Kot i karton – dlaczego tak je uwielbiają? Jest na to wyjaśnienie

Jeśli masz kota, z pewnością znasz ten scenariusz: kupujesz drogi drapak, nową zabawkę lub legowisko, a Twój futrzasty przyjaciel... ignoruje wszystko i wskakuje do pustego pudełka po przesyłce. Dla nas to tylko kawałek tektury. Dla kota – najwspanialszy przedmiot na świecie. Skąd się wzięło to niezwykłe uzależnienie od kartonów?
Azyl dla drapieżnika
Kot to drapieżnik, ale także obserwator. Kartonowe pudełko daje mu to, czego potrzebuje najbardziej – poczucia bezpieczeństwa. Brązowy sześcian spełnia wszystkie wymogi kryjówki idealnej: osłania z każdej strony i pozwala kontrolować otoczenie, samemu nie będąc widocznym. W naturze koty chowają się w podobnych miejscach, aby móc w spokoju wypocząć lub wypatrywać kolejnej ofiary.

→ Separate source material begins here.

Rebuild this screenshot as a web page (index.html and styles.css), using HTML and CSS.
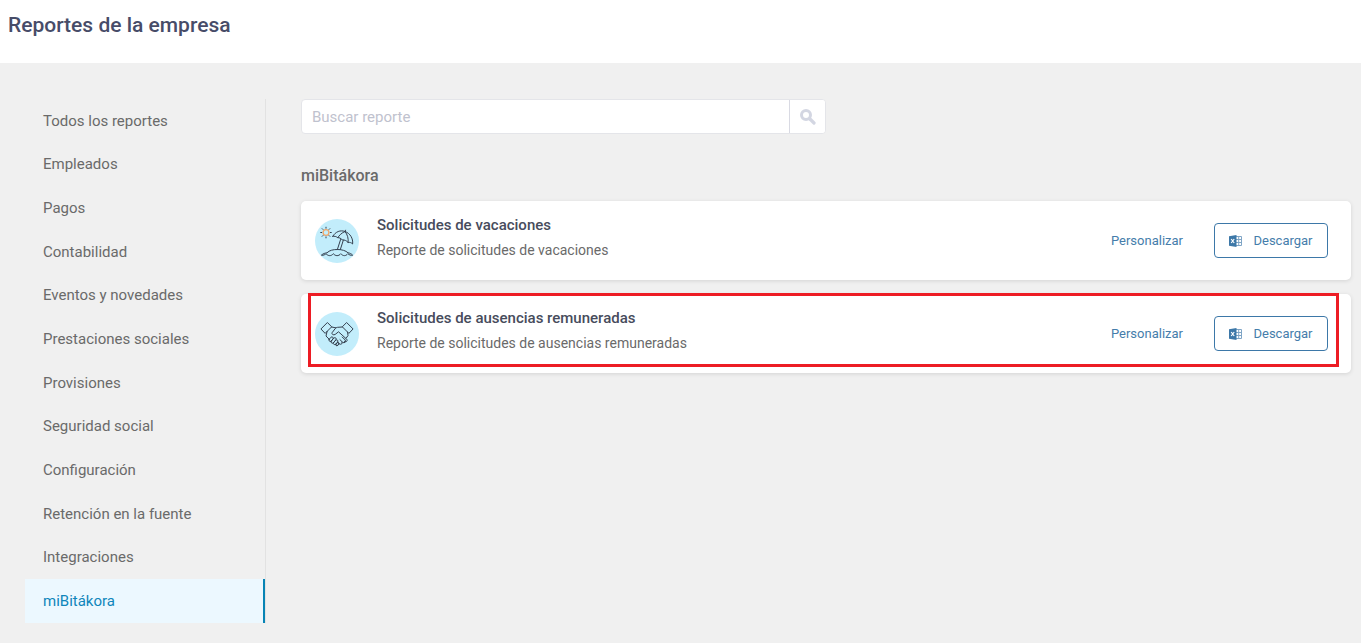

Karton doskonale sprawdza się również w sytuacjach stresowych. To prawdziwy koci azyl: tłumi hałasy, izoluje od niepokojących bodźców, dając czworonogowi możliwość uspokojenia emocji związanych z niepokojącą sytuacją (np. wizytą gości).
Redukcja stresu – karton jak terapeuta
Miłość mruczków do kartonów doczekała się naukowej analizy. Badacze z Uniwersytetu w Utrechcie przyjrzeli się zachowaniu 19 kotów, które dopiero co zostały przyjęte do miejscowego schroniska. Dziesięciu czworonogom zapewniono dostęp do pudełek, reszta stanowiła grupę kontrolną.
Wyniki być może nie zaskoczą doświadczonych kociarzy: zwierzęta, które mogły chować się w kartonach, szybciej przejmowały kontrolę nad emocjami i adaptowały się do nowego środowiska w porównaniu do mruczków, które nie miały dostępu do kartonowego azylu. Znaczące różnice w poziomie stresu między oboma grupami zaobserwowano już w trzecim i czwartym dniu badania. Wyniki innego ciekawego badania znajdziesz tu.
Zabawa i eksploracja
Karton to nie tylko bezpieczne schronienie, ale również miejsce do zabawy. Pupil może się do niego wczołgiwać, drapać, podgryzać krawędzie, a nawet urządzać zasadzki na niczego nieświadomego opiekuna lub innego kota. Te wszystkie aktywności zaspokajają jedną z najważniejszych kocich potrzeb – potrzebę eksploracji. O tym, jak odróżnić zabawę od agresji między kotami przeczytasz tu.
Co ciekawe, kot potrafi wcisnąć się do pudełka, które już na pierwszy rzut oka wyglądają na zbyt małe. Opiekunowie często zastanawiają się, jak to jest w ogóle możliwe? No cóż, mruczki są niezwykle elastyczne, a wrodzony instynkt podpowiada im, że im ciaśniejsza kryjówka, tym bezpieczniej.